Senate Bill 331, sponsored by state Sen. Doug Libla, R-Poplar Bluff, would exempt any video or audio attached to an officer’s body, car, boat or aircraft from being a public record. It would also prohibit the state from requiring police to wear body cameras, leaving it up to local departments instead. The Senate Transportation, Infrastructure and Public Safety committee heard testimony on the bill Wednesday.
After the committee hearing, Libla said that the bill is meant to create a “check and balance” on the public’s access to the video and to avoid invasions of privacy.
“You know when you need to go into a residence, you’re videoing everything in the person’s house,” Libla said. “There’s just no end to it. There needs to be a manner for that to be controlled and to be accessed.”
John Chasnoff of Drone Free St. Louis said his group supports the bill’s provision to bar the state from mandating body cameras but suggested guidelines for body cameras instead of a “blanket prohibition” on access to the video.
Chasnoff outlined a few possible guidelines:
- Body cameras should be left on whenever interacting with the public
- Officers must notify people when the cameras are recording
- Officers should receive the consent of crime victims and residents when they enter homes
- There needs to be discretionary use of the cameras when police are interviewing witnesses
- There should be no secretive recording during events such as protests
- Cameras should be prohibited when police are interviewing confidential informants or conducting strip searches
Other groups, such as the Missouri Fraternal Order of Police, also supported the bill’s provision to allow local departments to decide on the use of body cameras, citing cost concerns. Kevin Ahlbrand, the group’s president, said the St. Louis Police Department determined it would cost $8.9 million a year to use the cameras and store the data.

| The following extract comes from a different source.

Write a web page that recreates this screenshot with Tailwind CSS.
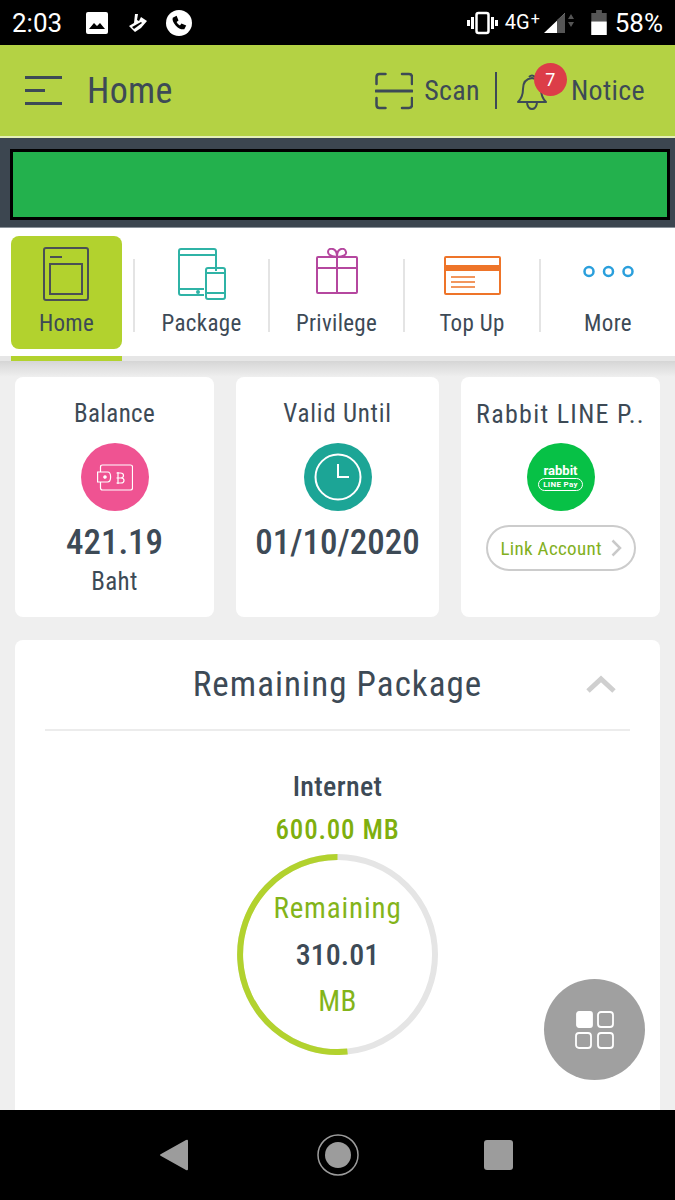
<!DOCTYPE html>
<html lang="en">
<head>
    <meta charset="UTF-8">
    <meta name="viewport" content="width=device-width, initial-scale=1.0">
    <title>Home</title>
    <script src="https://cdn.jsdelivr.net/npm/@tailwindcss/browser@4"></script>
</head>
<body class="bg-[#efefef] text-[#3d4a56] font-['Roboto',sans-serif] tracking-[0.02em]">
<div class="relative w-[675px] h-[1200px] overflow-hidden flex flex-col bg-[#efefef]">

    <!-- Status bar -->
    <div class="h-[45px] bg-black text-white flex items-center pl-3 pr-3 shrink-0 tracking-normal">
        <span class="text-[26px] w-[62px] leading-none">2:03</span>
        <svg class="ml-[12px]" width="22" height="22" viewBox="0 0 22 22"><rect width="22" height="22" rx="2" fill="#fff"/><path d="M3 17l5-6 3 3 3-3 5 6z" fill="#000"/></svg>
        <svg class="ml-[21px]" width="18" height="18" viewBox="0 0 18 18" fill="#fff"><path d="M0 12l5-3 1-9h3l-1 6 2 1 2-4 6 4-6 7-6 4z"/><path d="M3 13l9-5 1 1-8 6z" fill="#000"/></svg>
        <svg class="ml-[19px]" width="26" height="26" viewBox="0 0 27 27"><circle cx="13.500" cy="13.500" r="13.500" fill="#fff"/><path d="M7 8l4-2 2 5-2 1.500q1 2.500 3.500 3.500l1.500-2 5 2-2 4q-5 .5-9-4t-3-8z" fill="#000"/></svg>
        <svg class="ml-auto" width="31" height="24" viewBox="0 0 31 24" fill="none" stroke="#fff"><rect x="9.500" y="2" width="12" height="20" rx="2" stroke-width="2.500"/><path d="M5.500 6v12M1.500 9v6M25.500 6v12M29.500 9v6" stroke-width="3"/></svg>
        <span class="ml-[7px] text-[20px] leading-none relative -top-[1px]">4G<sup class="text-[16px] -top-[5px] ml-[1px]">+</sup></span>
        <svg class="ml-[3px]" width="34" height="26" viewBox="0 0 34 26"><path d="M1 23L22 3v20z" fill="#fff"/><path d="M14 23V10l8-7v20z" fill="#555"/><path d="M25 9l3-5 3 5zM25 12l3 5 3-5z" fill="#555"/></svg>
        <svg class="ml-[14px]" width="16" height="25" viewBox="0 0 16 26"><path d="M5 0h6v3h5v23H0V3h5z" fill="#555"/><path d="M0 12h16v14H0z" fill="#fff"/></svg>
        <span class="ml-[8px] text-[26px] leading-none">58%</span>
    </div>

    <!-- Header -->
    <div class="h-[93px] bg-[#b4d244] flex items-center pl-[25px] pr-[30px] shrink-0 border-b-2 border-[#e5efb8]">
        <div class="w-[37px] flex flex-col gap-[10px]">
            <div class="h-[3px] bg-[#3d4a56]"></div>
            <div class="h-[3px] w-[20px] bg-[#3d4a56]"></div>
            <div class="h-[3px] bg-[#3d4a56]"></div>
        </div>
        <span class="ml-[25px] text-[36px] font-normal leading-none [font-stretch:condensed]">Home</span>
        <svg class="ml-auto" width="38" height="38" viewBox="0 0 38 38" fill="none" stroke="#3d4a56" stroke-width="2.500" stroke-linecap="round"><path d="M1.500 12V5q0-3 3-3h6M27 2h7q3 0 3 3v7M1.500 26v7q0 3 3 3h6M27 36h7q3 0 3-3v-7"/><path d="M1 19h36" stroke-width="3"/></svg>
        <span class="ml-[11px] text-[28px] font-normal leading-none [font-stretch:condensed]">Scan</span>
        <div class="ml-[15px] w-[2px] h-[37px] bg-[#3d4a56]"></div>
        <div class="relative ml-[19px] w-[52px] h-[40px]">
            <svg width="32" height="40" viewBox="0 0 32 40" fill="none" stroke="#3d4a56" stroke-width="2"><path d="M2 31q5-5 5-13 0-10 9-11 9 1 9 11 0 8 5 13z" stroke-linejoin="round"/><path d="M11 32q1 6 5 6t5-6M13 6q3-3 6 0"/></svg>
            <div class="absolute -top-[8px] left-[18px] w-[33px] h-[33px] rounded-full bg-[#dc3d48] text-white text-[18px] font-normal flex items-center justify-center">7</div>
        </div>
        <span class="ml-[3px] text-[28px] font-normal leading-none [font-stretch:condensed]">Notice</span>
    </div>

    <!-- Banner -->
    <div class="h-[90px] bg-[#3c4650] pl-[10px] pr-[5px] pt-[11px] shrink-0 border-b border-[#8a929a]">
        <div class="h-[71px] bg-[#23b14d] border-[3px] border-black"></div>
    </div>

    <!-- Menu -->
    <div class="h-[128px] bg-white flex shrink-0 relative pl-[11px] pt-[8px]">
        <div class="w-[111px] h-[113px] rounded-lg bg-[#b2d22e] flex flex-col items-center pt-[11px]">
            <svg class="-ml-[2px]" width="46" height="54" viewBox="0 0 46 54" fill="none" stroke="#4a4f55" stroke-width="2"><rect x="1" y="1" width="44" height="52" rx="2"/><rect x="7" y="17" width="32" height="30"/><path d="M7 10h12"/></svg>
            <span class="mt-[11px] text-[23px] font-normal leading-none [font-stretch:condensed]">Home</span>
        </div>
        <div class="w-[2px] h-[73px] mt-[23px] ml-[11px] bg-[#e4e4e4]"></div>
        <div class="w-[133px] flex flex-col items-center pt-[12px]">
            <svg width="48" height="52" viewBox="0 0 48 52" fill="none" stroke="#2fb3a6" stroke-width="2"><path d="M26 47H3q-2 0-2-2V3q0-2 2-2h33q2 0 2 2v20M1 7h37M1 41h25"/><circle cx="20" cy="44" r="1" fill="#2fb3a6"/><rect x="28" y="20" width="19" height="31" rx="2"/><path d="M28 25h19M28 45h19"/></svg>
            <span class="mt-[12px] text-[23px] font-normal leading-none [font-stretch:condensed]">Package</span>
        </div>
        <div class="w-[2px] h-[73px] mt-[23px] bg-[#e4e4e4]"></div>
        <div class="w-[133px] flex flex-col items-center pt-[12px]">
            <svg width="42" height="52" viewBox="0 0 42 52" fill="none" stroke="#b5479f" stroke-width="2"><rect x="1" y="9" width="40" height="36" rx="1"/><path d="M1 20h40M21 9v36M21 9q-9-1-9-5t5-3q4 1 4 8 0-7 4-8t5 3-9 5z"/></svg>
            <span class="mt-[12px] text-[23px] font-normal leading-none [font-stretch:condensed]">Privilege</span>
        </div>
        <div class="w-[2px] h-[73px] mt-[23px] bg-[#e4e4e4]"></div>
        <div class="w-[134px] flex flex-col items-center pt-[12px]">
            <svg class="mt-[8px]" width="57" height="40" viewBox="0 0 57 40" fill="none" stroke="#ee7429" stroke-width="2"><rect x="1" y="1" width="55" height="37" rx="1"/><path d="M1 12h55" stroke-width="6"/><path d="M7 21h24M7 26h24M7 31h24" stroke-width="1.500"/></svg>
            <span class="mt-[16px] text-[23px] font-normal leading-none [font-stretch:condensed]">Top Up</span>
        </div>
        <div class="w-[2px] h-[73px] mt-[23px] bg-[#e4e4e4]"></div>
        <div class="w-[134px] flex flex-col items-center pt-[12px]">
            <svg class="mt-[17px] mb-[34px]" width="53" height="13" viewBox="0 0 53 13" fill="none" stroke="#2a9fdc" stroke-width="2.500"><circle cx="7" cy="6.500" r="4.500"/><circle cx="26.500" cy="6.500" r="4.500"/><circle cx="46" cy="6.500" r="4.500"/></svg>
            <span class="text-[23px] font-normal leading-none [font-stretch:condensed]">More</span>
        </div>
    </div>

    <!-- Shadow strip -->
    <div class="h-[21px] shrink-0 relative bg-gradient-to-b from-[#d6d6d6] from-25% to-[#efefef]">
        <div class="absolute left-0 top-0 w-full h-[5px] bg-[#e6e6e6]"></div>
        <div class="absolute left-[11px] top-0 w-[111px] h-[5px] bg-[#b2d22e]"></div>
    </div>

    <!-- Info cards -->
    <div class="flex gap-[22px] px-[15px] shrink-0">
        <div class="w-[199px] h-[240px] bg-white rounded-lg flex flex-col items-center pt-[22px]">
            <span class="text-[25px] font-normal leading-[30px] [font-stretch:condensed]">Balance</span>
            <div class="mt-[14px] w-[68px] h-[68px] rounded-full bg-[#ef5392] flex items-center justify-center">
                <svg width="36" height="27" viewBox="0 0 36 27" fill="none" stroke="#fff" stroke-width="1.200"><path d="M3.500 8V3q0-2 2-2h28q2 0 2 2v21q0 2-2 2h-28q-2 0-2-2v-6"/><path d="M.6 8h10q3 0 3 5t-3 5H.6z"/><circle cx="8" cy="13" r="1.200" fill="#fff"/><path d="M21 8v12M19.500 9h4q3 0 3 2.500t-3 2.500h-4M19.500 14h4.500q3 0 3 2.500t-3 2.500h-4.500"/></svg>
            </div>
            <span class="mt-[14px] text-[35px] font-medium tracking-normal leading-none [font-stretch:condensed]">421.19</span>
            <span class="mt-[9px] text-[25px] font-normal leading-none [font-stretch:condensed]">Baht</span>
        </div>
        <div class="w-[203px] h-[240px] bg-white rounded-lg flex flex-col items-center pt-[22px]">
            <span class="text-[25px] font-normal tracking-[0.03em] leading-[30px] [font-stretch:condensed]">Valid Until</span>
            <div class="mt-[14px] w-[68px] h-[68px] rounded-full bg-[#1ca596] flex items-center justify-center">
                <svg width="48" height="48" viewBox="0 0 48 48" fill="none" stroke="#fff" stroke-width="2"><circle cx="24" cy="24" r="22.500"/><path d="M24 11v13h11"/></svg>
            </div>
            <span class="mt-[14px] text-[35px] font-medium tracking-normal leading-none [font-stretch:condensed]">01/10/2020</span>
        </div>
        <div class="w-[199px] h-[240px] bg-white rounded-lg flex flex-col items-center pt-[22px]">
            <span class="text-[26px] font-normal tracking-[0.05em] leading-[30px] whitespace-nowrap [font-stretch:condensed]">Rabbit LINE P..</span>
            <div class="mt-[14px] w-[68px] h-[68px] rounded-full bg-[#07c146] text-white flex flex-col items-center justify-center">
                <span class="text-[13px] font-bold tracking-normal leading-none">rabbit</span>
                <span class="mt-[1px] border border-white rounded-full px-[4px] text-[8px] font-bold leading-[11px]">LINE Pay</span>
            </div>
            <div class="mt-[14px] w-[150px] h-[46px] rounded-full border-2 border-[#cccccc] flex items-center pl-[13px]">
                <span class="text-[19px] font-normal text-[#82b01e] leading-none [font-stretch:condensed]">Link Account</span>
                <svg class="ml-auto mr-[12px]" width="11" height="18" viewBox="0 0 11 18" fill="none" stroke="#c9c9c9" stroke-width="2.500"><path d="M1.500 1.500L9 9l-7.500 7.500"/></svg>
            </div>
        </div>
    </div>

    <!-- Remaining package -->
    <div class="mt-[23px] mx-[15px] w-[645px] h-[470px] bg-white rounded-t-lg shrink-0 flex flex-col items-center">
        <div class="w-[585px] h-[91px] border-b-2 border-[#ececec] flex items-center justify-center relative">
            <span class="text-[35px] font-normal tracking-[0.03em] leading-none [font-stretch:condensed]">Remaining Package</span>
            <svg class="absolute right-[14px] top-[35px]" width="30" height="18" viewBox="0 0 30 18" fill="none" stroke="#cfcfcf" stroke-width="5"><path d="M2 16L15 4l13 12"/></svg>
        </div>
        <span class="mt-[42px] text-[28px] font-medium leading-none [font-stretch:condensed]">Internet</span>
        <span class="mt-[16px] text-[27px] font-medium tracking-[0.03em] text-[#7faf0e] leading-none [font-stretch:condensed]">600.00 MB</span>
        <div class="mt-[10px] relative w-[201px] h-[201px]">
            <svg width="201" height="201" viewBox="0 0 202 202" fill="none" stroke-width="6">
                <circle cx="101" cy="101" r="98" stroke="#e5e5e5"/>
                <path d="M101 3A98 98 0 1 0 111 198.500" stroke="#b2d22e"/>
            </svg>
            <div class="absolute inset-0 flex flex-col items-center pt-[40px]">
                <span class="text-[29px] font-normal tracking-[0.03em] text-[#83b41a] leading-none [font-stretch:condensed]">Remaining</span>
                <span class="mt-[17px] text-[30px] font-medium tracking-normal leading-none [font-stretch:condensed]">310.01</span>
                <span class="mt-[17px] text-[29px] font-normal text-[#83b41a] leading-none [font-stretch:condensed]">MB</span>
            </div>
        </div>
    </div>

    <!-- Floating button -->
    <div class="absolute left-[544px] top-[979px] w-[101px] h-[101px] rounded-full bg-[#a0a0a0] flex items-center justify-center">
        <svg width="39" height="38" viewBox="0 0 39 38" fill="none" stroke="#fff" stroke-width="1.800"><rect x="2" y="1" width="15" height="15" rx="2" fill="#fff"/><rect x="23" y="1" width="15" height="15" rx="3"/><rect x="1" y="22" width="15" height="15" rx="3"/><rect x="23" y="22" width="15" height="15" rx="3"/></svg>
    </div>

    <!-- Android nav -->
    <div class="absolute left-0 top-[1110px] w-[675px] h-[90px] bg-black">
        <svg class="absolute left-[159px] top-[29px]" width="30" height="32" viewBox="0 0 30 32"><path d="M27 1q2-1 2 1v28q0 2-2 1L2 17q-2-1 0-2z" fill="#9c9c9c"/></svg>
        <svg class="absolute left-[316px] top-[23px]" width="44" height="44" viewBox="0 0 44 44" fill="none"><circle cx="22" cy="22" r="20" stroke="#9c9c9c" stroke-width="1.500"/><circle cx="22" cy="22" r="13" fill="#9c9c9c"/></svg>
        <div class="absolute left-[484px] top-[30px] w-[29px] h-[30px] rounded-[3px] bg-[#9c9c9c]"></div>
    </div>
</div>
</body>
</html>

But Doug Crews, executive director of the Missouri Press Association, said the bill could create an environment of mistrust.
“We should not be a state where secret police records are the norm,” Crews said. “Because refusing to release records can only lead to mistrust in law enforcement and a belief that something is being hidden.”
Jasmin Maurer of the Don't Shoot Coalition said questioned restricting the public access to footage from police cameras.
"By not making this video public record, it seems almost useless to have body cameras when the purpose of a body camera is to create a system so that we can go back and look and see what happened."
Gov. Jay Nixon, a Democrat, weighed in on the issue when he was in St. Louis and talking about the role of the National Guard.
"Clearly, some issues need to be worked through in the legislature about cameras and public," said Nixon. "Those are issues that are best handled as you move through the legislative process to strike the right balance. Certainly there are situations where (cameras) should be and situations where they shouldn’t be. As you all in the media (know), you have not seen any national pictures of the beheadings by ISIS. I mean, there are times when you have to have not just a switch on and off. That’s what the legislative process is all about. I’m hopeful this year they have hearings and have a process to get us to a reasonable policy there."
State Sen. Maria Chappelle-Nadal, D-St. Louis, proposed a bill earlier this month to require body cameras on all law enforcement officers.
The committee took no action on the bill Wednesday.